How determining the ‘Confidence Factor’ on component corrosion condition can positively influence integrity failure.
Last week I was discussing business with our company accountant, and he mentioned something he had seen in the Oil & Gas press that morning. Apparently the BP Claire platform had been shut down because of a component failure. I told him I had seen that article too, but he pressed; “so SCM are dedicated to managing and preventing component failures from corrosion – how come these things keep happening”? It was a good question, they do seem to keep happening with alarming regularity. Now, first off, I really don’t know the ins and outs of the BP situation, and one cant help but think that with a more targeted and focused inspection process, these potential failures will be spotted and eradicated long before they actually occur. Easier said than done however, and whatever the type of failure they suffered, it still raises the same questions for us when we consider our market sector; the external corrosion of physical assets. Why does it happen and how can we stop it?
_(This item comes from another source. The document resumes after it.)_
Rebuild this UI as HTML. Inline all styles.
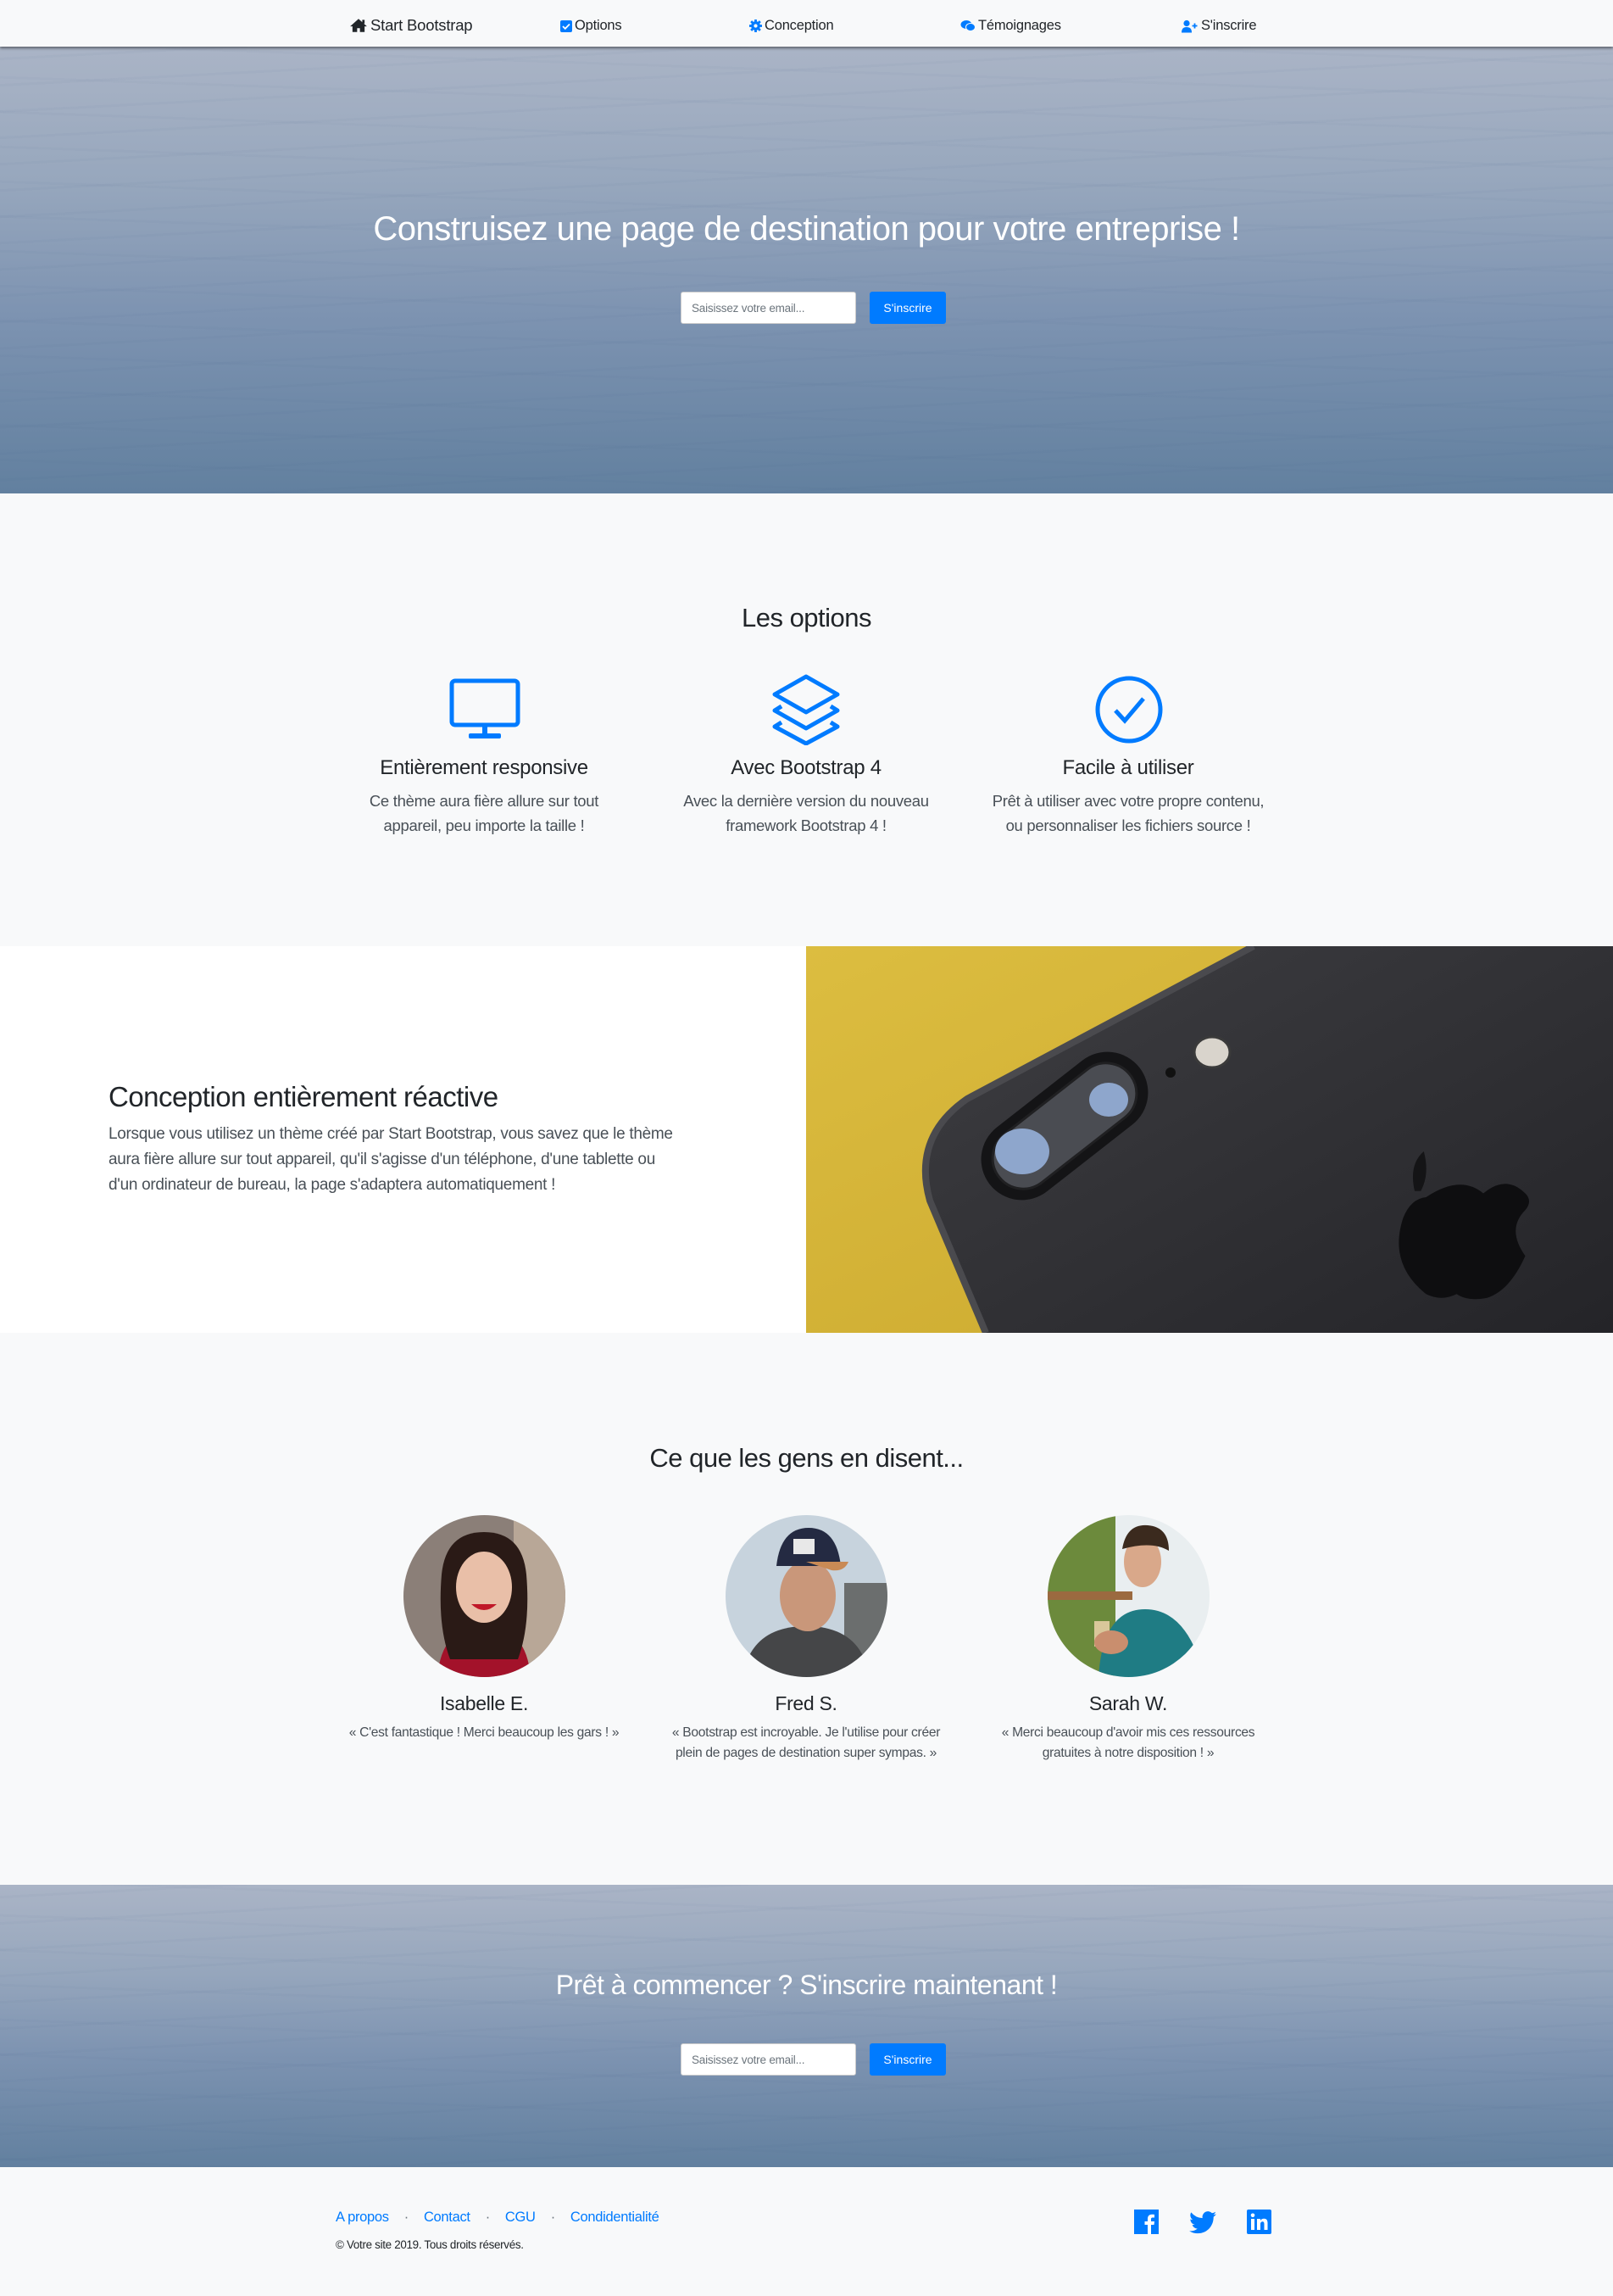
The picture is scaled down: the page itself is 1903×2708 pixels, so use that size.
<!DOCTYPE html>
<html><head><meta charset="utf-8">
<style>
*{margin:0;padding:0;box-sizing:border-box}
body{width:1903px;height:2708px;background:#f8f9fa;font-family:"Liberation Sans",sans-serif;color:#212529;position:relative;overflow:hidden}
.abs{position:absolute}
.nav{top:0;left:0;width:1903px;height:55px;background:#f8f9fa;box-shadow:0 2px 3px rgba(0,0,0,.45);z-index:5}
.nav span{position:absolute;top:21px;font-size:16.5px;color:#212529;display:flex;align-items:center;gap:3px;letter-spacing:-.2px}
.ocean{left:0;width:1903px;background:
 repeating-linear-gradient(177deg,rgba(255,255,255,0) 0 13px,rgba(50,80,125,.035) 13px 16px,rgba(255,255,255,0) 16px 31px),
 repeating-linear-gradient(182deg,rgba(255,255,255,0) 0 19px,rgba(50,80,125,.03) 19px 22px,rgba(255,255,255,0) 22px 41px),
 linear-gradient(180deg,#aab4c6 0%,#97a7bd 30%,#7d93b1 60%,#62809f 100%)}
.center{left:0;width:1903px;text-align:center}
.h1{color:#fff;font-size:40px;letter-spacing:-.5px}
.inp{background:#fff;border:1px solid #ccc;border-radius:3px;width:207px;height:38px;font-size:13.5px;color:#6c757d;padding:11px 12px;letter-spacing:-.2px}
.btn{background:#007bff;border-radius:3px;width:90px;height:38px;color:#fff;font-size:14px;text-align:center;line-height:38px}
.h2{font-size:31px;letter-spacing:-.5px}
.h3{font-size:24px;letter-spacing:-.3px}
.p{font-size:18.5px;color:#495057;line-height:29px;letter-spacing:-.3px}
.q{font-size:15.6px;color:#495057;line-height:24px;letter-spacing:-.3px}
.col{width:380px;text-align:center}
a{color:#007bff;text-decoration:none}
</style></head><body>

<div class="abs nav">
 <span style="left:412px;font-size:18.5px;top:19px"><svg width="22" height="18" viewBox="0 0 20 16"><path d="M10 1L1 9h2.5v6h5v-4h3v4h5V9H19z" fill="#212529"/><rect x="14" y="2" width="2.5" height="4" fill="#212529"/></svg>Start Bootstrap</span>
 <span style="left:661px"><svg width="14" height="14"><rect width="14" height="14" rx="2" fill="#007bff"/><path d="M3 7l2.8 2.8L11 4.5" stroke="#fff" stroke-width="1.8" fill="none"/></svg>Options</span>
 <span style="left:884px"><svg width="15" height="15" viewBox="0 0 14 14"><circle cx="7" cy="7" r="5" fill="#007bff"/><g stroke="#007bff" stroke-width="2.6"><line x1="7" y1="0" x2="7" y2="14"/><line x1="0" y1="7" x2="14" y2="7"/><line x1="2" y1="2" x2="12" y2="12"/><line x1="12" y1="2" x2="2" y2="12"/></g><circle cx="7" cy="7" r="2" fill="#f8f9fa"/></svg>Conception</span>
 <span style="left:1133px"><svg width="18" height="15" viewBox="0 0 18 14"><ellipse cx="7" cy="5.5" rx="6.5" ry="5" fill="#007bff"/><ellipse cx="12" cy="8.5" rx="5.5" ry="4.5" fill="#007bff" stroke="#f8f9fa" stroke-width="1"/></svg>Témoignages</span>
 <span style="left:1394px"><svg width="20" height="16" viewBox="0 0 20 15"><circle cx="6" cy="4" r="3.6" fill="#007bff"/><path d="M0 15c0-5 2.5-6.5 6-6.5s6 1.5 6 6.5z" fill="#007bff"/><path d="M15.5 4v6M12.5 7h6" stroke="#007bff" stroke-width="1.8"/></svg>S'inscrire</span>
</div>

<div class="abs ocean" style="top:55px;height:527px"></div>
<div class="abs center h1" style="top:248px">Construisez une page de destination pour votre entreprise !</div>
<div class="abs inp" style="left:803px;top:344px">Saisissez votre email...</div>
<div class="abs btn" style="left:1026px;top:344px">S'inscrire</div>

<div class="abs center h2" style="top:711px">Les options</div>
<svg class="abs" style="left:530px;top:800px" width="84" height="72" viewBox="0 0 84 72"><rect x="3" y="3" width="78" height="52" rx="4" fill="none" stroke="#007bff" stroke-width="5"/><rect x="39" y="55" width="6" height="11" fill="#007bff"/><rect x="23" y="65" width="38" height="6" rx="2" fill="#007bff"/></svg>
<svg class="abs" style="left:910px;top:795px" width="82" height="84" viewBox="0 0 82 84"><g fill="none" stroke="#007bff" stroke-width="5" stroke-linejoin="round"><path d="M41 3L78 24 41 45 4 24z"/><path d="M12 38L4 43l37 21 37-21-8-5"/><path d="M12 57L4 62l37 20 37-20-8-5"/></g></svg>
<svg class="abs" style="left:1291px;top:796px" width="82" height="82" viewBox="0 0 82 82"><circle cx="41" cy="41" r="37" fill="none" stroke="#007bff" stroke-width="5"/><path d="M25 42l11 12 22-26" fill="none" stroke="#007bff" stroke-width="5"/></svg>

<div class="abs col h3" style="left:381px;top:892px">Entièrement responsive</div>
<div class="abs col p" style="left:381px;top:930px">Ce thème aura fière allure sur tout<br>appareil, peu importe la taille !</div>
<div class="abs col h3" style="left:761px;top:892px">Avec Bootstrap 4</div>
<div class="abs col p" style="left:761px;top:930px">Avec la dernière version du nouveau<br>framework Bootstrap 4 !</div>
<div class="abs col h3" style="left:1121px;width:420px;top:892px">Facile à utiliser</div>
<div class="abs col p" style="left:1121px;width:420px;top:930px">Prêt à utiliser avec votre propre contenu,<br>ou personnaliser les fichiers source !</div>

<div class="abs" style="left:0;top:1116px;width:951px;height:456px;background:#fff"></div>
<div class="abs h2" style="left:128px;top:1275px;font-size:33px">Conception entièrement réactive</div>
<div class="abs p" style="left:128px;top:1323px;line-height:30px;font-size:19px">Lorsque vous utilisez un thème créé par Start Bootstrap, vous savez que le thème<br>aura fière allure sur tout appareil, qu'il s'agisse d'un téléphone, d'une tablette ou<br>d'un ordinateur de bureau, la page s'adaptera automatiquement !</div>
<svg class="abs" style="left:951px;top:1116px" width="952" height="456" viewBox="0 0 952 456">
 <defs><linearGradient id="ph" x1="0" y1="0" x2="1" y2="1"><stop offset="0" stop-color="#3e3e42"/><stop offset="1" stop-color="#242428"/></linearGradient>
 <linearGradient id="yl" x1="0" y1="0" x2="1" y2="1"><stop offset="0" stop-color="#dcbd40"/><stop offset="1" stop-color="#c9a62c"/></linearGradient></defs>
 <rect width="952" height="456" fill="url(#yl)"/>
 <path d="M528 0H952V456H212L146 300Q125 225 190 180Z" fill="url(#ph)"/>
 <path d="M528 0L190 180Q125 225 146 300L212 456" fill="none" stroke="#4a4a4e" stroke-width="8"/>
 <g transform="translate(305 212) rotate(-38)"><rect x="-112" y="-48" width="224" height="96" rx="48" fill="#141416"/><rect x="-98" y="-36" width="196" height="72" rx="36" fill="#4a4c52" stroke="#202022" stroke-width="3"/></g>
 <ellipse cx="255" cy="242" rx="32" ry="27" fill="#8ea6cc"/><ellipse cx="357" cy="181" rx="23" ry="20" fill="#8ea6cc"/>
 <circle cx="430" cy="149" r="6" fill="#111"/>
 <ellipse cx="479" cy="125" rx="21" ry="18" fill="#d9d4cc" stroke="#3a3a3a" stroke-width="3"/>
 <g transform="translate(700 260) scale(0.9) translate(-700 -260)">
 <path d="M735 300q45-30 75-5q30-25 55 0q10 10 0 22q-25 25 0 60q-20 45-50 55q-25 5-40-5q-20 10-40 0q-50-40-30-100q10-25 30-27z" fill="#0e0e10"/>
 <path d="M720 292q-8-35 12-52q8 30-4 52z" fill="#141416"/></g>
</svg>

<div class="abs center h2" style="top:1702px">Ce que les gens en disent...</div>
<svg class="abs" style="left:476px;top:1787px" width="191" height="191" viewBox="0 0 191 191"><defs><clipPath id="c1"><circle cx="95.5" cy="95.5" r="95.5"/></clipPath></defs><g clip-path="url(#c1)"><rect width="191" height="191" fill="#8b7f78"/><rect x="130" width="61" height="191" fill="#b8a797"/><path d="M40 191q5-60 55-60t55 60z" fill="#a3122a"/><path d="M45 70q5-50 50-50t50 50q5 60-10 100H55q-15-40-10-100z" fill="#2a1a16"/><ellipse cx="95" cy="85" rx="33" ry="42" fill="#e9bfa8"/><path d="M80 105q15 14 30 0z" fill="#c01828"/></g></svg>
<svg class="abs" style="left:856px;top:1787px" width="191" height="191" viewBox="0 0 191 191"><defs><clipPath id="c2"><circle cx="95.5" cy="95.5" r="95.5"/></clipPath></defs><g clip-path="url(#c2)"><rect width="191" height="191" fill="#c7d3dd"/><rect x="140" y="80" width="51" height="111" fill="#6b6e6e"/><path d="M20 191q10-60 75-60t75 60z" fill="#454648"/><ellipse cx="97" cy="95" rx="33" ry="42" fill="#c9977a"/><path d="M60 60q5-45 38-45t38 45z" fill="#242a42"/><path d="M95 55h50q-5 12-20 10z" fill="#c98a55"/><rect x="80" y="28" width="25" height="18" fill="#e8e8e8"/></g></svg>
<svg class="abs" style="left:1236px;top:1787px" width="191" height="191" viewBox="0 0 191 191"><defs><clipPath id="c3"><circle cx="95.5" cy="95.5" r="95.5"/></clipPath></defs><g clip-path="url(#c3)"><rect width="191" height="191" fill="#e9eef0"/><rect width="80" height="191" fill="#6c8a3c"/><rect x="0" y="90" width="100" height="10" fill="#9b6a40"/><path d="M60 191q5-80 55-80t70 80z" fill="#1f7c84"/><ellipse cx="112" cy="55" rx="22" ry="30" fill="#d9a88a"/><path d="M88 40q5-30 30-28t25 30q-20-12-55-2z" fill="#3b2a1e"/><rect x="55" y="125" width="18" height="30" fill="#d9c79a"/><ellipse cx="75" cy="150" rx="20" ry="14" fill="#c98e6e"/></g></svg>

<div class="abs col h3" style="left:381px;top:1996px;font-size:23px">Isabelle E.</div>
<div class="abs col q" style="left:361px;width:420px;top:2032px">« C'est fantastique ! Merci beaucoup les gars ! »</div>
<div class="abs col h3" style="left:761px;top:1996px;font-size:23px">Fred S.</div>
<div class="abs col q" style="left:741px;width:420px;top:2032px">« Bootstrap est incroyable. Je l'utilise pour créer<br>plein de pages de destination super sympas. »</div>
<div class="abs col h3" style="left:1141px;top:1996px;font-size:23px">Sarah W.</div>
<div class="abs col q" style="left:1121px;width:420px;top:2032px">« Merci beaucoup d'avoir mis ces ressources<br>gratuites à notre disposition ! »</div>

<div class="abs ocean" style="top:2223px;height:333px"></div>
<div class="abs center h1" style="top:2323px;font-size:32px;letter-spacing:-.5px">Prêt à commencer ? S'inscrire maintenant !</div>
<div class="abs inp" style="left:803px;top:2410px">Saisissez votre email...</div>
<div class="abs btn" style="left:1026px;top:2410px">S'inscrire</div>

<div class="abs" style="left:396px;top:2606px;font-size:16.5px;letter-spacing:-.3px"><a>A propos</a><span style="color:#6c757d;margin:0 18px">·</span><a>Contact</a><span style="color:#6c757d;margin:0 18px">·</span><a>CGU</a><span style="color:#6c757d;margin:0 18px">·</span><a>Condidentialité</a></div>
<div class="abs" style="left:396px;top:2640px;font-size:13.4px;color:#212529;letter-spacing:-.3px">© Votre site 2019. Tous droits réservés.</div>
<svg class="abs" style="left:1338px;top:2606px" width="29" height="29" viewBox="0 0 29 29"><rect width="29" height="29" fill="#007bff"/><path d="M20 29V18h3.5l.5-4h-4v-2.5c0-1.2.4-2 2-2h2V6c-.4 0-1.6-.2-3-.2-3 0-5 1.8-5 5.2V14h-3.5v4H16v11z" fill="#fff"/></svg>
<svg class="abs" style="left:1403px;top:2608px" width="32" height="27" viewBox="0 0 24 20"><path d="M24 2.4a10 10 0 0 1-2.8.8A5 5 0 0 0 23.3.4a10 10 0 0 1-3.1 1.2A4.9 4.9 0 0 0 11.8 6 14 14 0 0 1 1.7.9a4.9 4.9 0 0 0 1.5 6.6 5 5 0 0 1-2.2-.6 4.9 4.9 0 0 0 3.9 4.9 5 5 0 0 1-2.2.1 4.9 4.9 0 0 0 4.6 3.4A9.9 9.9 0 0 1 0 17.3 14 14 0 0 0 7.5 19.5c9.1 0 14-7.5 14-14v-.6A10 10 0 0 0 24 2.4z" fill="#007bff"/></svg>
<svg class="abs" style="left:1471px;top:2606px" width="29" height="29" viewBox="0 0 29 29"><rect width="29" height="29" rx="2" fill="#007bff"/><rect x="5" y="11" width="4" height="13" fill="#fff"/><circle cx="7" cy="6.8" r="2.3" fill="#fff"/><path d="M12 11h4v2c1-1.6 2.5-2.3 4.3-2.3 3 0 4.2 2 4.2 5V24h-4v-7c0-1.6-.5-2.8-2-2.8S16 15.4 16 17v7h-4z" fill="#fff"/></svg>
</body></html>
In the oil and gas industry (and most pressure systems industries to be fair) billions of £’s and hours have been dedicated to seeking answers to these two questions and yet we have only one or two ‘partial’ solutions that operators and owners appear to consider valuable! Namely, tools such as Risk Based Assessment & Inspection, and general corrosion prevention maintenance works. With this ‘tiny’ range of tools at our disposal to help us predict and identify potential component failures from external corrosion, it’s not surprising that we still have so many unexpected incidents, or is it?
The bald truth is that, really, there is only one reason for an unexpected corrosion failure of a component – They didn’t know it was a problem!!!
How ridiculously simplistic is that? If they knew it was in bad shape, they would obviously fix it!
Three years ago we undertook an analysis for a client and discovered that more than 13% of all substrates in their plant complex (which included many individual facilities) was in an unknown condition and had not undergone inspection since the plant was commissioned. They didn’t know if it was good or bad, if it might fail, or last another 20 years. I would gamble that I could discover a similar situation on almost any on-or-offshore mature facility today!
Good engineering practices these days demand that Integrity and Corrosion Engineers make some ‘educated’ assumptions and yes, even guesses, based on certain ‘samples’ they gather from visual and other types of inspection. These samples are typically considered representative of other similar items:
If ‘this’ 1m long section of gas pipe is in condition ‘X’, then all the other ‘similar’ pieces of gas pipe will be a in a ‘similar’ condition. Hence this 1 m section represents the entire pipe. Assessments can be a little more intricate than that, but essentially that is how the process works.
Let’s follow this process for a moment and see if we can’t spot a flaw or two in it:
- A Risk Based Assessment is carried out on a ‘gas’ pipe that runs for 60metres around a process plant. The assessment considers:
- Metallurgy, process, temperatures and age of the pipe plus a range of other base-pipe-makeup factors.
- Any potential corrosion mechanisms that ‘might’ affect the life of the pipe, and any corrosion mitigation factors that are going to be applied to prevent degradation in future.
- Based on this assessment, and an experiential knowledge of the general corrosion degradation of plant in that geographical environment, a ‘factor’ based on the assessed consequence of failure and its probability is calculated. Let’s call it a criticality-factor for ease where, criticality-factor 1 is the most onerous and 5 the least.
- Corrosion protection might be applied (coatings for example) and maintained every 7 – 12 years or so.
- Integrity inspection will be scheduled on the pipe, based on the criticality-factor, for example, where the pipe was classified as criticality-factor 1, then a schedule of inspections would be considered similar to this example:
- Inspection of 5% of the pipe every 6-12 months, and record its condition.
- Monitor any observed degradation.
- Where wall thickness is lost, then re-calculate the life expectancy of the component pipe and re-schedule the next inspection for an appropriate time.
For new, or reasonably young, process facilities these tools and techniques can suffice, even offering a significant comfort factor that corrosion is well managed. However, when a plant could be considered ‘mature’, perhaps 10 years old or more, the astute readers among us will likely spot all of the possible negative issues this process might suffer?
At first glance it looks like the perfect solution; Assess a component, figure out what could go wrong and keep checking to make sure it doesn’t!
Well, perhaps not. If it was, then “hey, no failures”. Except we do get external corrosion failures all of the time, so what gives???
The process is incomplete. Even after all of the assessments, the multiple and hugely expensive inspection regimes implemented and the endless analysis engineers pore over, they STILL don’t know where to look!